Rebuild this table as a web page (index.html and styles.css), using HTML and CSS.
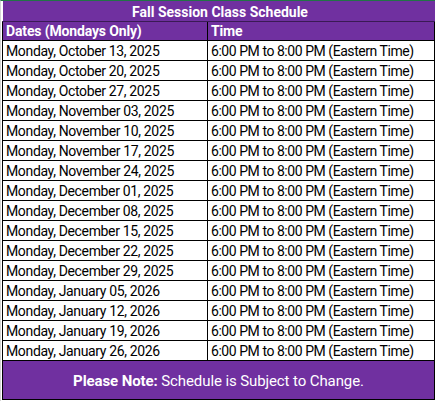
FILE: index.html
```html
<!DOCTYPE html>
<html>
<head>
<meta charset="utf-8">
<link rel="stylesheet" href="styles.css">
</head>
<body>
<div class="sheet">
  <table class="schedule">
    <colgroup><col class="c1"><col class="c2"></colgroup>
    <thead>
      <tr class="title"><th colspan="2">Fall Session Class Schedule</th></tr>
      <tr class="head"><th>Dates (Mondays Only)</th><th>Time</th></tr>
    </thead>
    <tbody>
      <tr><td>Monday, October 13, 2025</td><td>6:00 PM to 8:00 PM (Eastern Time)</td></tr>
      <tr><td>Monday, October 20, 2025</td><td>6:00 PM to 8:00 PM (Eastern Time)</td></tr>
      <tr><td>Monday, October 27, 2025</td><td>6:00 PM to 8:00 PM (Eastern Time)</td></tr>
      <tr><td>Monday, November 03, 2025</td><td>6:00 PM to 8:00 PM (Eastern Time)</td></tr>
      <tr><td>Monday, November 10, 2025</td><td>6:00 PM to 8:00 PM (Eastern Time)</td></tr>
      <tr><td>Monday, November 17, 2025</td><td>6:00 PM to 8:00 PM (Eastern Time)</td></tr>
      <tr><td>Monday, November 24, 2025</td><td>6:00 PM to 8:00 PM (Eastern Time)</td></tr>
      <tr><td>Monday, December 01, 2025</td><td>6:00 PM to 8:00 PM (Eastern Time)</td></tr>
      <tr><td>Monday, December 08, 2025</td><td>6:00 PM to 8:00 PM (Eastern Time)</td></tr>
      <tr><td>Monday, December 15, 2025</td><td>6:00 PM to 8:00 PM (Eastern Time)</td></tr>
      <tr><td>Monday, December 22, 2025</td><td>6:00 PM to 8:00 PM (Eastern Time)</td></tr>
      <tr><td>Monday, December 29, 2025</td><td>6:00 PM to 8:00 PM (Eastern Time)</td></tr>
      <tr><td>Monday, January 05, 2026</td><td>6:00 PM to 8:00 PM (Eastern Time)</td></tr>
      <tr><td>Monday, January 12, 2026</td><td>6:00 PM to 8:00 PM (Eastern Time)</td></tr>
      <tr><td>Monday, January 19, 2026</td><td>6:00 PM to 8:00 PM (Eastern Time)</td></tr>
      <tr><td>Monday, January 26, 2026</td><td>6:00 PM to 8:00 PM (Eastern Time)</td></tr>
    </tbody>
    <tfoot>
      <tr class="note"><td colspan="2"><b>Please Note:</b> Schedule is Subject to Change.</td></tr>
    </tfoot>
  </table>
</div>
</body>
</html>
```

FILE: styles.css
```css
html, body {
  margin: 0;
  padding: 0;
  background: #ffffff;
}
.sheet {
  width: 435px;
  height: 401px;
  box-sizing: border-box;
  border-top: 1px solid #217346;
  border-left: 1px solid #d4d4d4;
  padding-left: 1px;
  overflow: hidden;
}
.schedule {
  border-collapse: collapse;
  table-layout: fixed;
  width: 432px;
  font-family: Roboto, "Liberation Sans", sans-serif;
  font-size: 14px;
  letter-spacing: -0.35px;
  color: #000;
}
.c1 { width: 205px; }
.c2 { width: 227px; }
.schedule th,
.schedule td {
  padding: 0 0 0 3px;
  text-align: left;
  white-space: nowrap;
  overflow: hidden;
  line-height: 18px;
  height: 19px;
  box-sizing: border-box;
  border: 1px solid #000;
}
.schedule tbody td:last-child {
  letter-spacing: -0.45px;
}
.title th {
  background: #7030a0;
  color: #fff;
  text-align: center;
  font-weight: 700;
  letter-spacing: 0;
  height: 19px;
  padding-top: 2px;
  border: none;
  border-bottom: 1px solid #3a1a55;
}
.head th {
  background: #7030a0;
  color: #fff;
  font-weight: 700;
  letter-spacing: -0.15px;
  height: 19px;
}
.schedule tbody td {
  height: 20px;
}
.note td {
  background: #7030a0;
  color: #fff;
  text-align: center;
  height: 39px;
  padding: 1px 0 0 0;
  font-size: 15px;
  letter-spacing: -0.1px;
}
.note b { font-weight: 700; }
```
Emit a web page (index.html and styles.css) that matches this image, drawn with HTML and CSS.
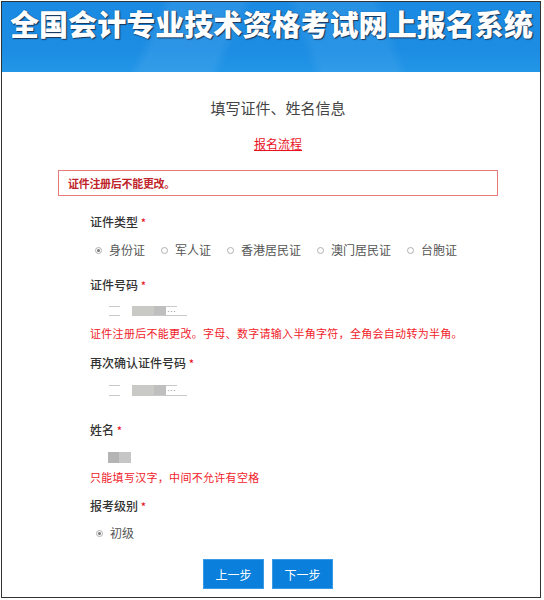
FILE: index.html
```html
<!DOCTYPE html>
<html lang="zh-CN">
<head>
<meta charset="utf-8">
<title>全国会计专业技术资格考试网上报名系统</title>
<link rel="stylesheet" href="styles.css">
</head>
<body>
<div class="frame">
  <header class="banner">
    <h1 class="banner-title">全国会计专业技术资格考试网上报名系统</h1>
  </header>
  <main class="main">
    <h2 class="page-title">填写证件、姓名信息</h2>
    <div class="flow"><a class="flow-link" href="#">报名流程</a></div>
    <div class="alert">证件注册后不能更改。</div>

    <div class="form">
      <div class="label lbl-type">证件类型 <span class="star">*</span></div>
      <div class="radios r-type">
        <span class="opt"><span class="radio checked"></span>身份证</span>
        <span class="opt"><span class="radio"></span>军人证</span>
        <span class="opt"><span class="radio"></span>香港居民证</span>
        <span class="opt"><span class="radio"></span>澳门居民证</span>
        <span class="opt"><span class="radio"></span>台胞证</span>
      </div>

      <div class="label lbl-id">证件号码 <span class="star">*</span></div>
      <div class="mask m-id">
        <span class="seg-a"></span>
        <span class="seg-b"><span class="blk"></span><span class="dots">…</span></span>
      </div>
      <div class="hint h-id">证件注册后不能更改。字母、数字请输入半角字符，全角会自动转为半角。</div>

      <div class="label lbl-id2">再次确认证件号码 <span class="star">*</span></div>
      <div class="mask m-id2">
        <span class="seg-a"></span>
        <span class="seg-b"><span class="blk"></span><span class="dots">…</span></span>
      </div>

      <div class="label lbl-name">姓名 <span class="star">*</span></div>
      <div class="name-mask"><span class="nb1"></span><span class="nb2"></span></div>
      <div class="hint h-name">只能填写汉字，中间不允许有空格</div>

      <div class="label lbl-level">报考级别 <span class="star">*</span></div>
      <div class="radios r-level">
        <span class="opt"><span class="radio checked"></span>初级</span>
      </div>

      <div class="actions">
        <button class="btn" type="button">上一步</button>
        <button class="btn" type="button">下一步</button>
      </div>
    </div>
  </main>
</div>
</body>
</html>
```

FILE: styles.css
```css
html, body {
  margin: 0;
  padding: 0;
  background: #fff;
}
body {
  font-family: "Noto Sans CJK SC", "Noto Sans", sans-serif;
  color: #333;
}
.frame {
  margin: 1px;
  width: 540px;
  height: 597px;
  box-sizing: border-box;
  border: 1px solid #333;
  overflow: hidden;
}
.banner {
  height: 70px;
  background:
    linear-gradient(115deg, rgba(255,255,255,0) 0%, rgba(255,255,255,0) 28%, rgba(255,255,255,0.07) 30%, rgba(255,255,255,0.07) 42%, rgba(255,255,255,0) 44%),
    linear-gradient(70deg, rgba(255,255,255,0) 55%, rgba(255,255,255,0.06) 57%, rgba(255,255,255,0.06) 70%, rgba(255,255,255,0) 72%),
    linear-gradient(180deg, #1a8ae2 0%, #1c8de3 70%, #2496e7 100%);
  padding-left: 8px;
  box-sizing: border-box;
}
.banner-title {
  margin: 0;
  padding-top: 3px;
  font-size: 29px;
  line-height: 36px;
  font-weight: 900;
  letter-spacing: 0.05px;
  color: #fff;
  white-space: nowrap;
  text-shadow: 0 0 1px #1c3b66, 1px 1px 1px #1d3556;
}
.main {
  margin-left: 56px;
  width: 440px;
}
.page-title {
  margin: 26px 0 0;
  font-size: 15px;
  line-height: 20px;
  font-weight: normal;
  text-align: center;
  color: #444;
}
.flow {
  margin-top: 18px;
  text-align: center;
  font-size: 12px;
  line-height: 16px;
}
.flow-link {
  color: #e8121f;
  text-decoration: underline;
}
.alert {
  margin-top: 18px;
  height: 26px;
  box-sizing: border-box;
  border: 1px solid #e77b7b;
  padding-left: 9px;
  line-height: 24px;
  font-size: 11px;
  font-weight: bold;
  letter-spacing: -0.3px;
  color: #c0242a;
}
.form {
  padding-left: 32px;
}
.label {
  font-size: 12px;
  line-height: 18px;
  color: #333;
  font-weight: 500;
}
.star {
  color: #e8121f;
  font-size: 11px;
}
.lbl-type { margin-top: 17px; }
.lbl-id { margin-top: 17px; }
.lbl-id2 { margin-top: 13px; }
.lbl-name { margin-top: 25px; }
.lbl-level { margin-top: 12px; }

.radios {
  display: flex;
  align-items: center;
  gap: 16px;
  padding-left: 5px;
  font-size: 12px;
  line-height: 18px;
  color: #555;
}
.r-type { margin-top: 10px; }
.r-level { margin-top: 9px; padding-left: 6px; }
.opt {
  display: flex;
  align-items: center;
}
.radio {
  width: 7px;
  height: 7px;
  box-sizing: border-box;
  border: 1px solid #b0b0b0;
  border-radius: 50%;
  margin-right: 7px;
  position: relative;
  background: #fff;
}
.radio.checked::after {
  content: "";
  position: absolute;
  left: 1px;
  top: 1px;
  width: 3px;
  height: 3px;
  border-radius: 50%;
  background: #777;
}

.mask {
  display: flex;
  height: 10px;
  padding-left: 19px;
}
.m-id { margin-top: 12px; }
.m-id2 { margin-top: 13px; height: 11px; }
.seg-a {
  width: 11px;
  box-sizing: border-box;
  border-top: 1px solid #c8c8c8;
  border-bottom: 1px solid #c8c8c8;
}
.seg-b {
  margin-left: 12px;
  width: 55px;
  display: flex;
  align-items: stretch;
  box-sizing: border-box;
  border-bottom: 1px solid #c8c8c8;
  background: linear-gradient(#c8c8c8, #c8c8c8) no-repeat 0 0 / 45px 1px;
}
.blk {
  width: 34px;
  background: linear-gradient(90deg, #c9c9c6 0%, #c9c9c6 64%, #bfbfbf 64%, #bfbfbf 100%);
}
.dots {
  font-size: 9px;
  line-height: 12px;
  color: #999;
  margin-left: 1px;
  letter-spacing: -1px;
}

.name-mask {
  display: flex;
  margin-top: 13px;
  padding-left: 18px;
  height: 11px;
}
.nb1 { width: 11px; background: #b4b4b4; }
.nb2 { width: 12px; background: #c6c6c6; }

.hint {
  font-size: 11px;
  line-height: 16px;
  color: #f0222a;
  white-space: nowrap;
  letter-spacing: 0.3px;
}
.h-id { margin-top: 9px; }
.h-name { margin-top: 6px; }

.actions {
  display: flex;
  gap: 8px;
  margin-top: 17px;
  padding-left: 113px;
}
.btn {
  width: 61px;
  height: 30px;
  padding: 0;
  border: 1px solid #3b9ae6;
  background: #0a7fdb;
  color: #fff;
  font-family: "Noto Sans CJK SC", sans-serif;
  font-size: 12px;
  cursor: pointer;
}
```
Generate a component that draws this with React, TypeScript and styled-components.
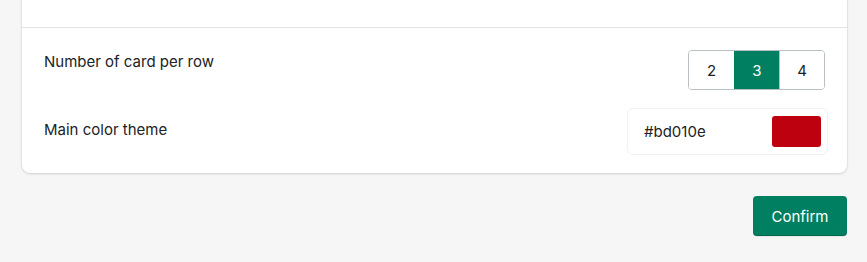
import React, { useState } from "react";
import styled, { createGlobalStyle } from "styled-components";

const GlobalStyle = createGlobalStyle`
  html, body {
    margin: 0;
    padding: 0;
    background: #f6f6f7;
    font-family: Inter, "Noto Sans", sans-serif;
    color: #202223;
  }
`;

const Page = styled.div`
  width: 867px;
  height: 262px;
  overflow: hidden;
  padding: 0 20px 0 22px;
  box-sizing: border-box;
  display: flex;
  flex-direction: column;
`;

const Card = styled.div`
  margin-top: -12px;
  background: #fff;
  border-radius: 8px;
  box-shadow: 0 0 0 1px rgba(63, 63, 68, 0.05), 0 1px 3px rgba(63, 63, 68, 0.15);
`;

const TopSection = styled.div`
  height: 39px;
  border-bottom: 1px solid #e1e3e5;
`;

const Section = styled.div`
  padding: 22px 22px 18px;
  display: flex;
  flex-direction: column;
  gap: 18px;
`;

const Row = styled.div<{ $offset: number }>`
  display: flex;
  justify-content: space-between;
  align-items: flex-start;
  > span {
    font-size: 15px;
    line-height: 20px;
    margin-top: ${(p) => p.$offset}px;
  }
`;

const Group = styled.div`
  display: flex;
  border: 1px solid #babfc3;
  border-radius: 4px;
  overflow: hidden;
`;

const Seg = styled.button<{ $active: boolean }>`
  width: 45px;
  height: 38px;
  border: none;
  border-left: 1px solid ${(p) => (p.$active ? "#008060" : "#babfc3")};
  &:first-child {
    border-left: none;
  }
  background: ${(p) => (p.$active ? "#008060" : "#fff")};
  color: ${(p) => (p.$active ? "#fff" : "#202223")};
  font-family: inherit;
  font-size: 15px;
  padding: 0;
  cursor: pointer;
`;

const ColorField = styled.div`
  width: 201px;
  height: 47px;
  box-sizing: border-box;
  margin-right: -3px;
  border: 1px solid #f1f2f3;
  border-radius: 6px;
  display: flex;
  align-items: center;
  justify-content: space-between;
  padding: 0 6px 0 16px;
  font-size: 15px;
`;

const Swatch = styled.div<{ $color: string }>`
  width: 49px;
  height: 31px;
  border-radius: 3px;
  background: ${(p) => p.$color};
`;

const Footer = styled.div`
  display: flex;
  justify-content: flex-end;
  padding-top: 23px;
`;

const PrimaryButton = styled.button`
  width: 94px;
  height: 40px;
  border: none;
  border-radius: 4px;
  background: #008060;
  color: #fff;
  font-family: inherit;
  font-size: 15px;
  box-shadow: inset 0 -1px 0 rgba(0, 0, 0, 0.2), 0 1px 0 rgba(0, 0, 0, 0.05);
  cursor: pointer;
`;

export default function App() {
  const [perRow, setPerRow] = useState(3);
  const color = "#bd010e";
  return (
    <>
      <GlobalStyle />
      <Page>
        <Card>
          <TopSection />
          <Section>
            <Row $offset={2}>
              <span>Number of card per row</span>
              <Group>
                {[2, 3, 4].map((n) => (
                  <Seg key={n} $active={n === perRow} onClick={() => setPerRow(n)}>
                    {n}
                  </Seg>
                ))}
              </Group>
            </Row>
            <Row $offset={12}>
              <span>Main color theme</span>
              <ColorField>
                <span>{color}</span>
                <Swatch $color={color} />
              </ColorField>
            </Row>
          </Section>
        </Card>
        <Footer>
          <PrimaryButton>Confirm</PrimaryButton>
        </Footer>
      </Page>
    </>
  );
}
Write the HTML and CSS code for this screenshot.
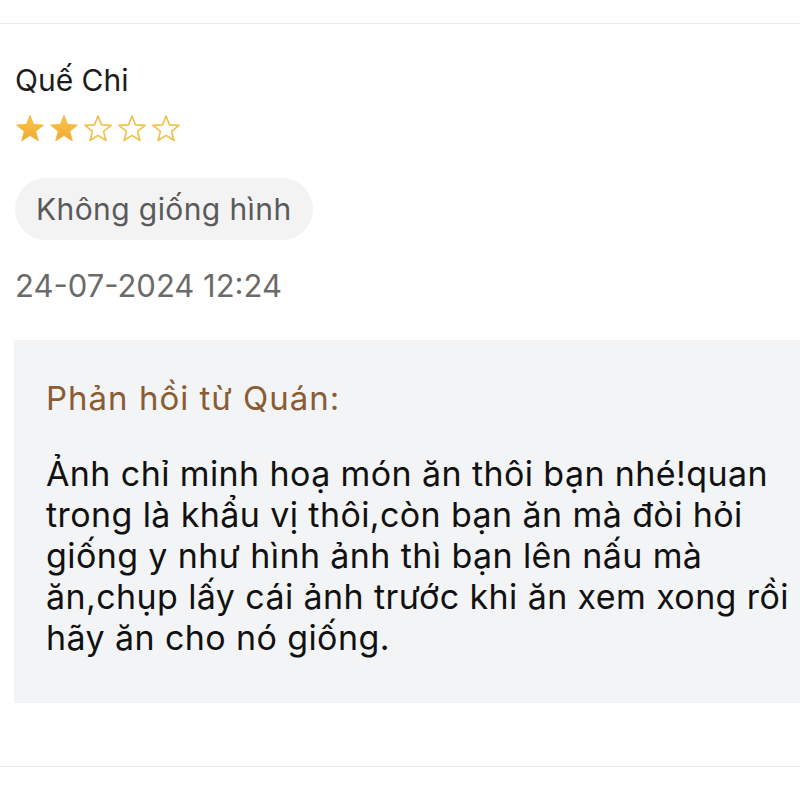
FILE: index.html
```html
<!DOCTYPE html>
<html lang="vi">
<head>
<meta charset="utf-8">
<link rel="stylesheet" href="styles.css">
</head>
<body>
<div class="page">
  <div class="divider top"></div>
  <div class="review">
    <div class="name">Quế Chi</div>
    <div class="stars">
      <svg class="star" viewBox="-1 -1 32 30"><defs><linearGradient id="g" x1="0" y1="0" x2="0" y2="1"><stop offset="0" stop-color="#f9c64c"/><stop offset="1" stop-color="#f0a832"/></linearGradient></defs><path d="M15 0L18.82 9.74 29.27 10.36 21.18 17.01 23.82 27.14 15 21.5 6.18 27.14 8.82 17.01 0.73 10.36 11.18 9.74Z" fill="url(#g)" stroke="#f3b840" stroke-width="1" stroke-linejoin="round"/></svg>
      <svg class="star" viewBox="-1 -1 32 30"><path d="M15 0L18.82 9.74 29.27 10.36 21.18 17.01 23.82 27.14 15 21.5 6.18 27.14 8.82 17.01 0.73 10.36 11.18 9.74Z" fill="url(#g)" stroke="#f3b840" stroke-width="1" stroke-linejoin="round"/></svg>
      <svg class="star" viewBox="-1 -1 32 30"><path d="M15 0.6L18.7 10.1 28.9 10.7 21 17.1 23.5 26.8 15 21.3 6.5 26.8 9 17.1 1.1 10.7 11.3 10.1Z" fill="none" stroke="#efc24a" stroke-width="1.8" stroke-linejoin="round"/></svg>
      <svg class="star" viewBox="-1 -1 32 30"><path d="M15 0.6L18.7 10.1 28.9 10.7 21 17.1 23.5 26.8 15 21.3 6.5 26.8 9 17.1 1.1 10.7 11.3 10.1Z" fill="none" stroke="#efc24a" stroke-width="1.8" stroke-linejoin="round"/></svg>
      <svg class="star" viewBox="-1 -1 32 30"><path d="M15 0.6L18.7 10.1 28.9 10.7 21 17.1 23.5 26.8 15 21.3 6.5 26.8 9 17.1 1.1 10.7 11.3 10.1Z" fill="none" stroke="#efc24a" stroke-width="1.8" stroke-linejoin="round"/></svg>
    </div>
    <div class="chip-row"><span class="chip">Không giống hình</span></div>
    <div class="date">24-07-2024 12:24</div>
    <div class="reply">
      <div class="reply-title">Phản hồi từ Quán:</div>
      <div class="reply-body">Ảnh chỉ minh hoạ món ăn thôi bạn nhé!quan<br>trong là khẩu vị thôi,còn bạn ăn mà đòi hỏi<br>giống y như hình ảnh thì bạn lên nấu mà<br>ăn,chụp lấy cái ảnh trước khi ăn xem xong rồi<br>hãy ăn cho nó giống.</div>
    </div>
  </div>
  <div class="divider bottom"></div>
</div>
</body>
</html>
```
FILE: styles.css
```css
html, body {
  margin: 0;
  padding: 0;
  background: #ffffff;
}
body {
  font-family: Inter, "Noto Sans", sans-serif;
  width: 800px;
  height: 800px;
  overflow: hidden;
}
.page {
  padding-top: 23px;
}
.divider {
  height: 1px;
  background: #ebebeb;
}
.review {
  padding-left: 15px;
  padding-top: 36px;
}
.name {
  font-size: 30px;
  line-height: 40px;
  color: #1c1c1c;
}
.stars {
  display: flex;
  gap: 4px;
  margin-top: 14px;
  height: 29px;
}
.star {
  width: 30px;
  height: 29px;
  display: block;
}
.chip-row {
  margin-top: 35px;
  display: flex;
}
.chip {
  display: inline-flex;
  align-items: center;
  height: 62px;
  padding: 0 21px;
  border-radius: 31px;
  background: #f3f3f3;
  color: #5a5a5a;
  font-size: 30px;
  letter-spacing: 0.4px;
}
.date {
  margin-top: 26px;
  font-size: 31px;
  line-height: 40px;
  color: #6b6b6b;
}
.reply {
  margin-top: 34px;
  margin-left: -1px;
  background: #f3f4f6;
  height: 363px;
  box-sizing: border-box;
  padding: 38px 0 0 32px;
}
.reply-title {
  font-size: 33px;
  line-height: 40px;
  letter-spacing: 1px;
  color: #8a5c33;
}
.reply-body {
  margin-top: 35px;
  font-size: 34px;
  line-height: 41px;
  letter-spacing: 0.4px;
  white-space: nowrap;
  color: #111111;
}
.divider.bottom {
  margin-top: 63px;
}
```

━━━━━━━━━━━━━━━━━━━━━━━━━━━━━━

STATED EXERCISE
Among the records above, find each line holding the string "React" and pull it out.

EXERCISE SOLUTION
Generate a component that draws this with React, TypeScript and styled-components.
import React, { useState } from "react";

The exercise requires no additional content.